The National Labor Relations Board is expected to release a flurry of pro-labor decisions by mid-December, when Democrats could lose their majority on the federal agency.
The term of one of the board’s five members, Nancy Schiffer, expires Dec. 16, and the Senate has yet to confirm President Obama’s replacement nominee. If one isn’t in place before the end of the year, the White House will have to get one approved in the upcoming Republican-controlled Congress.
Many GOP senators think the board has tilted heavily pro-labor under Obama and would just as soon leave the spot vacant. Without a replacement, the board will have two Democrat and two Republican appointees and will likely deadlock on controversial cases.
“I wouldn’t be surprised if the NLRB tried to rush some decisions through before year-end if it can,” said Jim Jeffries, Republican spokesman for the Senate Health, Education, Labor and Pensions Committee.
Business groups are bracing for the decisions, which could include the timing of union elections, the use of company email, franchising rules and whether scholarship athletes are college employees.
Getting Senate confirmation ordinarily wouldn’t be difficult for the administration, since Majority Leader Harry Reid, D-Nev., has restricted use of the filibuster on nominations. But the lame-duck session is the Democrats’ last chance to push it through, and time is rapidly running out to schedule a vote.
Obama was so concerned about potential problems that he pulled his original nominee to replace Schiffer, former recess appointee Sharon Block, after Republican senators objected to her. Block was replaced last week by Democratic Senate staffer Lauren McFerran, who will now need an expedited confirmation.
Most expect that Reid will get a nominee confirmed before time runs out, but the situation gives the board an incentive to quickly complete any unfinished business.
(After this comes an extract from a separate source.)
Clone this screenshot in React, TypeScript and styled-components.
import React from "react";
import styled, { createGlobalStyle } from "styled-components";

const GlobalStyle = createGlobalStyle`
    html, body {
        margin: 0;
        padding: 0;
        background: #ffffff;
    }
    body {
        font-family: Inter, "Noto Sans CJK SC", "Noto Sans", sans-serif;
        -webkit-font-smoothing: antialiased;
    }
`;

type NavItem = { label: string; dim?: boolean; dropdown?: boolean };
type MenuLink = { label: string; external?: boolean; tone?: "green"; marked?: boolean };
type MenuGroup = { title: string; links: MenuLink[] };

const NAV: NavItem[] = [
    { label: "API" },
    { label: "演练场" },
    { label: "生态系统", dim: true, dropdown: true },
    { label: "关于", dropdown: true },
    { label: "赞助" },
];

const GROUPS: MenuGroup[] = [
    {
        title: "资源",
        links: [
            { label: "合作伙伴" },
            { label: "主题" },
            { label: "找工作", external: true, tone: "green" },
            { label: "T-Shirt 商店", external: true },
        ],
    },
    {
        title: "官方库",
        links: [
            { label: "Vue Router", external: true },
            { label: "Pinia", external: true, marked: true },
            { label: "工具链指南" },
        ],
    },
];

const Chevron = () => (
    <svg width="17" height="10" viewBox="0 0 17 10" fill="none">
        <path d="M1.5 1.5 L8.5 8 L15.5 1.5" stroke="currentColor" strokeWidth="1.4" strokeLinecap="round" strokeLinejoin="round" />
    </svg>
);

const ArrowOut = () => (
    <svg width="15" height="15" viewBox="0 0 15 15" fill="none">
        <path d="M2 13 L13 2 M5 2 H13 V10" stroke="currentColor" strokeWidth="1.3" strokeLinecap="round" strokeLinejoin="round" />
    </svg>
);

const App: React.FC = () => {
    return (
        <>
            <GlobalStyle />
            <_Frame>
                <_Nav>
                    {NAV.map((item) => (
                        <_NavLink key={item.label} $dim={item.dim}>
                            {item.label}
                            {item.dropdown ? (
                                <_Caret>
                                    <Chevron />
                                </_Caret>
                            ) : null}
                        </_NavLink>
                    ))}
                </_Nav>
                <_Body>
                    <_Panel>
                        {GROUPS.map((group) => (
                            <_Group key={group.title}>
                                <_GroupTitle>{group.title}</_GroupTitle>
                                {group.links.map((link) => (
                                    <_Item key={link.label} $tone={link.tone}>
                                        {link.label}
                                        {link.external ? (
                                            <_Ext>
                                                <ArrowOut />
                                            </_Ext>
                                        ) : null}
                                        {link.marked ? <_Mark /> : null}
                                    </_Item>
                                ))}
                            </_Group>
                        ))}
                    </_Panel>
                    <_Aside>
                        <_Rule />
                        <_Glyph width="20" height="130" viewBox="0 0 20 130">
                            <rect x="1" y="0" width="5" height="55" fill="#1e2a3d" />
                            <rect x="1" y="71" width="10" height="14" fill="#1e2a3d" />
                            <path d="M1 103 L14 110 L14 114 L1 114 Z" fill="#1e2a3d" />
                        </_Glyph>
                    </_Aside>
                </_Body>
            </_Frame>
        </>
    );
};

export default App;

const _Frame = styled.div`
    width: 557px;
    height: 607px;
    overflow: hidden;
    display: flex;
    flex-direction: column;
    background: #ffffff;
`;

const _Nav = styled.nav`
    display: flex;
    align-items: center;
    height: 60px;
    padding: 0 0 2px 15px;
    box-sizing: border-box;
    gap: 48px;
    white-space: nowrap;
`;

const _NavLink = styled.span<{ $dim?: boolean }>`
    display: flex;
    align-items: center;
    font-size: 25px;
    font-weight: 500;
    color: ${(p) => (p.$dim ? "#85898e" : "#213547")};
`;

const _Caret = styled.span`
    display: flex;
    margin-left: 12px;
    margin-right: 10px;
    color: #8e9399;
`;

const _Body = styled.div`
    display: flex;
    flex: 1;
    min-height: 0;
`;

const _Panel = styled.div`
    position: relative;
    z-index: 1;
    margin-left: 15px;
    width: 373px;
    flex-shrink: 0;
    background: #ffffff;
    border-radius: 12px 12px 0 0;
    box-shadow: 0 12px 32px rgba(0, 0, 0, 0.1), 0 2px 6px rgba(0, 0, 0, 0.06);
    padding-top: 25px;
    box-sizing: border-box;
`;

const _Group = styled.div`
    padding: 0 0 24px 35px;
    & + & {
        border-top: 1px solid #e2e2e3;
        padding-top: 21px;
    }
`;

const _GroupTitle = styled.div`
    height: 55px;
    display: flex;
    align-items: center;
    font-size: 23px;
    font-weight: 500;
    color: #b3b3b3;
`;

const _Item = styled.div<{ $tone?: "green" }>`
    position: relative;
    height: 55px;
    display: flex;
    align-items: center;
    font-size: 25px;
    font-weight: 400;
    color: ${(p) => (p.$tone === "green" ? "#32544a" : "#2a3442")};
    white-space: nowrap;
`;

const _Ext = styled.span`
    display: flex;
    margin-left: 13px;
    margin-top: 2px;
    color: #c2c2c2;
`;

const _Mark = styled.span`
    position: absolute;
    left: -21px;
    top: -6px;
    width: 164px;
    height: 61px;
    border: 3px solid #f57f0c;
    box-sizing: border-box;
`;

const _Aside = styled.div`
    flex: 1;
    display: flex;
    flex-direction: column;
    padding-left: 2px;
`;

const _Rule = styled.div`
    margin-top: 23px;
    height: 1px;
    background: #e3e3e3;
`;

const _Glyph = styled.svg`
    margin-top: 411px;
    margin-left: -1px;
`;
No one knows for certain what the board will do, however. While the NLRB is a federal agency, it acts independently and doesn’t publicly schedule announcements.
James Sherk, senior labor policy analyst at the Heritage Foundation, said the NLRB’s biggest priority appears to be a rulemaking on speeding up union elections. “I would be very surprised if they don’t hand that one down before the end of the year.”
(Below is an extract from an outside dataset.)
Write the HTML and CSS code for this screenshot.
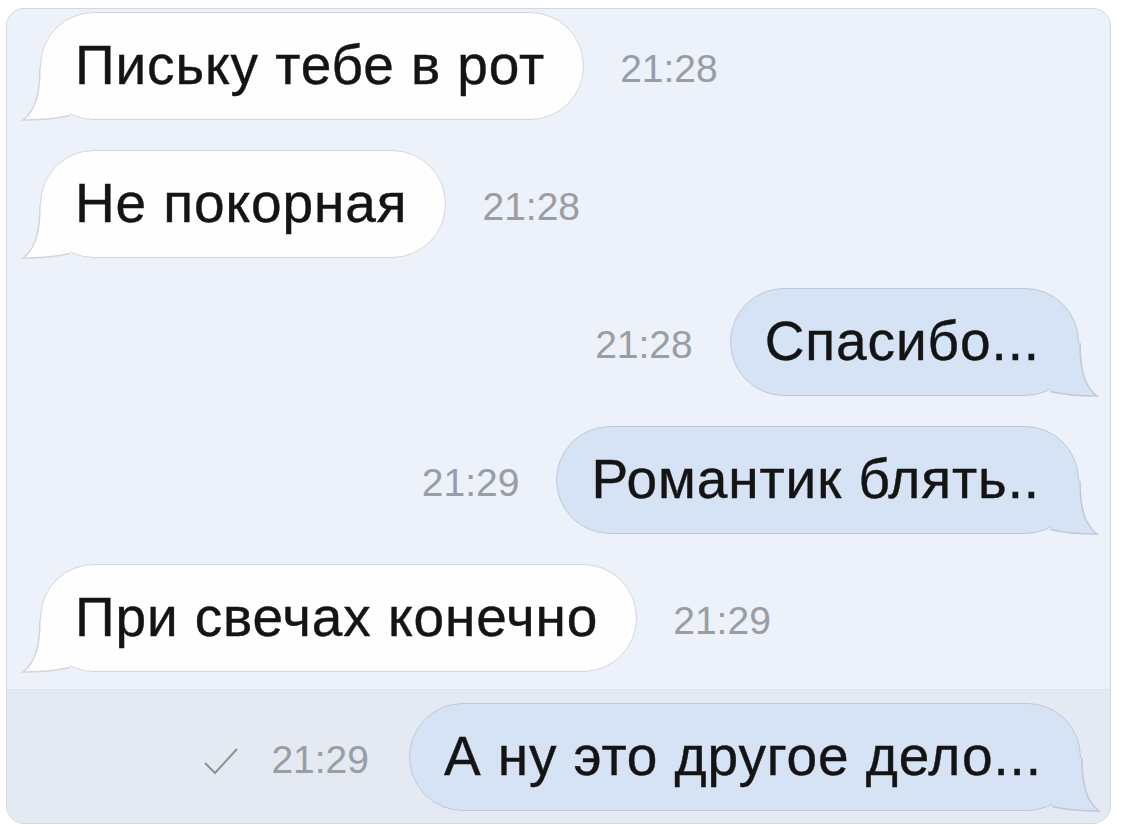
FILE: index.html
```html
<!DOCTYPE html>
<html lang="ru">
<head>
    <meta charset="UTF-8">
    <meta name="viewport" content="width=device-width, initial-scale=1.0">
    <title>Переписка</title>
    <link rel="stylesheet" href="styles.css">
</head>
<body>
    <div class="chat">
        <div class="messages">
            <div class="row in">
                <div class="bubble">Письку тебе в рот
                    <svg class="tail" viewBox="-20 -60 80 64"><path class="tail-fill" d="M0 -54 C0 -26 -5 -10 -17 -1 C-3 -1 14 -2 30 -5.6 L30 -20 L10 -54 Z"/><path class="tail-line" d="M0 -54 C0 -26 -5 -10 -17 -1 C-3 -1 14 -2 30 -5.6"/></svg>
                </div>
                <span class="time">21:28</span>
            </div>
            <div class="row in">
                <div class="bubble">Не покорная
                    <svg class="tail" viewBox="-20 -60 80 64"><path class="tail-fill" d="M0 -54 C0 -26 -5 -10 -17 -1 C-3 -1 14 -2 30 -5.6 L30 -20 L10 -54 Z"/><path class="tail-line" d="M0 -54 C0 -26 -5 -10 -17 -1 C-3 -1 14 -2 30 -5.6"/></svg>
                </div>
                <span class="time">21:28</span>
            </div>
            <div class="row out">
                <span class="time">21:28</span>
                <div class="bubble">Спасибо...
                    <svg class="tail" viewBox="-20 -60 80 64"><path class="tail-fill" d="M0 -54 C0 -26 -5 -10 -17 -1 C-3 -1 14 -2 30 -5.6 L30 -20 L10 -54 Z"/><path class="tail-line" d="M0 -54 C0 -26 -5 -10 -17 -1 C-3 -1 14 -2 30 -5.6"/></svg>
                </div>
            </div>
            <div class="row out">
                <span class="time">21:29</span>
                <div class="bubble">Романтик блять..
                    <svg class="tail" viewBox="-20 -60 80 64"><path class="tail-fill" d="M0 -54 C0 -26 -5 -10 -17 -1 C-3 -1 14 -2 30 -5.6 L30 -20 L10 -54 Z"/><path class="tail-line" d="M0 -54 C0 -26 -5 -10 -17 -1 C-3 -1 14 -2 30 -5.6"/></svg>
                </div>
            </div>
            <div class="row in">
                <div class="bubble">При свечах конечно
                    <svg class="tail" viewBox="-20 -60 80 64"><path class="tail-fill" d="M0 -54 C0 -26 -5 -10 -17 -1 C-3 -1 14 -2 30 -5.6 L30 -20 L10 -54 Z"/><path class="tail-line" d="M0 -54 C0 -26 -5 -10 -17 -1 C-3 -1 14 -2 30 -5.6"/></svg>
                </div>
                <span class="time">21:29</span>
            </div>
        </div>

        <div class="band">
            <div class="row out last">
                <svg class="check" viewBox="0 0 36 28"><path d="M2 16 L12 26 L34 2"/></svg>
                <span class="time">21:29</span>
                <div class="bubble">А ну это другое дело...
                    <svg class="tail" viewBox="-20 -60 80 64"><path class="tail-fill" d="M0 -54 C0 -26 -5 -10 -17 -1 C-3 -1 14 -2 30 -5.6 L30 -20 L10 -54 Z"/><path class="tail-line" d="M0 -54 C0 -26 -5 -10 -17 -1 C-3 -1 14 -2 30 -5.6"/></svg>
                </div>
            </div>
        </div>
    </div>
</body>
</html>
```

FILE: styles.css
```css
* {
    margin: 0;
    padding: 0;
    box-sizing: border-box;
}

body {
    background: #ffffff;
    font-family: "Liberation Sans", Arial, "Noto Sans", sans-serif;
}

.chat {
    margin: 8px 0 0 6px;
    width: 1105px;
    height: 816px;
    border: 1px solid #d3d7de;
    border-radius: 18px;
    background: #edf1f9;
    overflow: hidden;
    display: flex;
    flex-direction: column;
}

.messages {
    padding-top: 3px;
}

.row {
    display: flex;
    align-items: center;
    height: 108px;
    margin-bottom: 30px;
}

.messages .row:last-child {
    margin-bottom: 0;
}

.row.in {
    padding-left: 33px;
    gap: 36px;
}

.row.out {
    justify-content: flex-end;
    padding-right: 31px;
    gap: 37px;
}

.bubble {
    position: relative;
    display: flex;
    align-items: center;
    height: 108px;
    padding: 0 38px 2px 34px;
    border-radius: 54px;
    border: 1.5px solid #d2d6dc;
    background: #fefefe;
    color: #141414;
    font-size: 55px;
    letter-spacing: 0.9px;
    -webkit-text-stroke: 0.4px #141414;
    white-space: nowrap;
}

.out .bubble {
    background: #d5e3f5;
    border-color: #bcc9da;
}

.time {
    font-size: 39px;
    color: #999da4;
    padding-top: 6px;
}

.tail {
    position: absolute;
    left: -21.5px;
    bottom: -5.5px;
    width: 80px;
    height: 64px;
    overflow: visible;
}

.out .tail {
    left: auto;
    right: -21.5px;
    transform: scaleX(-1);
}

.tail-fill {
    fill: #fefefe;
}

.tail-line {
    fill: none;
    stroke: #d2d6dc;
    stroke-width: 1.5;
}

.out .tail-fill {
    fill: #d5e3f5;
}

.out .tail-line {
    stroke: #bcc9da;
}

.band {
    flex: 1;
    margin-top: 17px;
    padding-top: 13px;
    background: #e4e9f2;
    border-top: 1px solid #e0e5ee;
}

.row.last {
    padding-right: 29px;
    gap: 0;
}

.row.last .time {
    margin: 0 40px 0 32px;
}

.check {
    width: 36px;
    height: 28px;
    margin-top: 8px;
}

.check path {
    fill: none;
    stroke: #8d9299;
    stroke-width: 2;
}
```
Currently, a workplace union election is supposed to take place 42 days after an NLRB regional director approves it. The new rule would speed up the process, allowing elections as little as two weeks after approval.
Unions have long sought the change because businesses often use the interim period to mount campaigns to convince their employees not to form a union. Time is a major factor in the outcome of union elections.
A Bloomberg News analysis found that unions win 87 percent of elections if they are held within two weeks of the NLRB approving one, but only 58 percent of elections when they take place after five or six weeks.
The NLRB tried to issue the rule in late 2011. The following year a federal court threw it out, saying the NLRB lacked a proper quorum when it adopted the rule. The board started the process over in February.
Businesses also are looking closely for signs of a potential new policy for determining when two businesses can be declared “joint employers” and therefore both legally liable in employment cases. The NLRB has strongly indicated it thinks the law should be overhauled in this area, which would have a major impact on corporations that franchise their brand names.
“We expect a decision … before the end of the year, probably before Dec. 16,” said Matt Haller, spokesman for the International Franchise Association.
In May, the board invited legal briefs in a case involving Browning-Ferris Industries and a decades-old precedent setting narrow criteria for determining when two businesses are considered joint employers.
NLRB General Counsel Richard Griffin Jr., a former top lawyer with the International Union of Operating Engineers, argued in a June brief that a much broader “totality of circumstances” standard should be used. Griffin illustrated what he meant a month later in a case involving worker complaints against McDonald's franchises when he instructed his lawyers to treat McDonald’s Corp. as the workers’ employer, not just the local restaurants where they work.
The announcement shocked the business community because most franchisees are understood to be legally separate entities from the parent company. McDonald’s says 80 percent of its estimated 3,000 U.S. restaurants are really privately owned businesses.
The NLRB told Bloomberg in late October that Griffin would release a memo explaining his legal reasoning in the McDonald’s case before the end of the year, but the case is not likely to be decided soon since it hasn’t officially gone before the board yet.
But the Browning-Ferris decision may be announced soon, Haller said.
Joshua Parkhurst, co-chairman of the labor law practice group for the National Employment Lawyers Association, agreed. “It’s a good one to look out for because it will give you a good idea of where the McDonald’s case is heading.”
Another potential NLRB ruling involves whether employees can use company email accounts for union organizing. Businesses have argued that if the system’s servers are owned by the company they ought to be able to forbid such use, pointing to a long-standing NLRB precedent governing use of company property.
Griffin disagreed, arguing in a brief for the case that the employees “have a statutory right” to use company email accounts so long as it is not during work hours.
The board also could issue a ruling in a high-profile case involving Northwestern University athletes. Union organizers say they are really employees of the school, not students, and therefore eligible to unionize. The case could have a major impact on college athletics.
The athletes voted on unionization in April but the ballots were impounded by the NLRB pending the board’s decision on the university’s appeal of the case.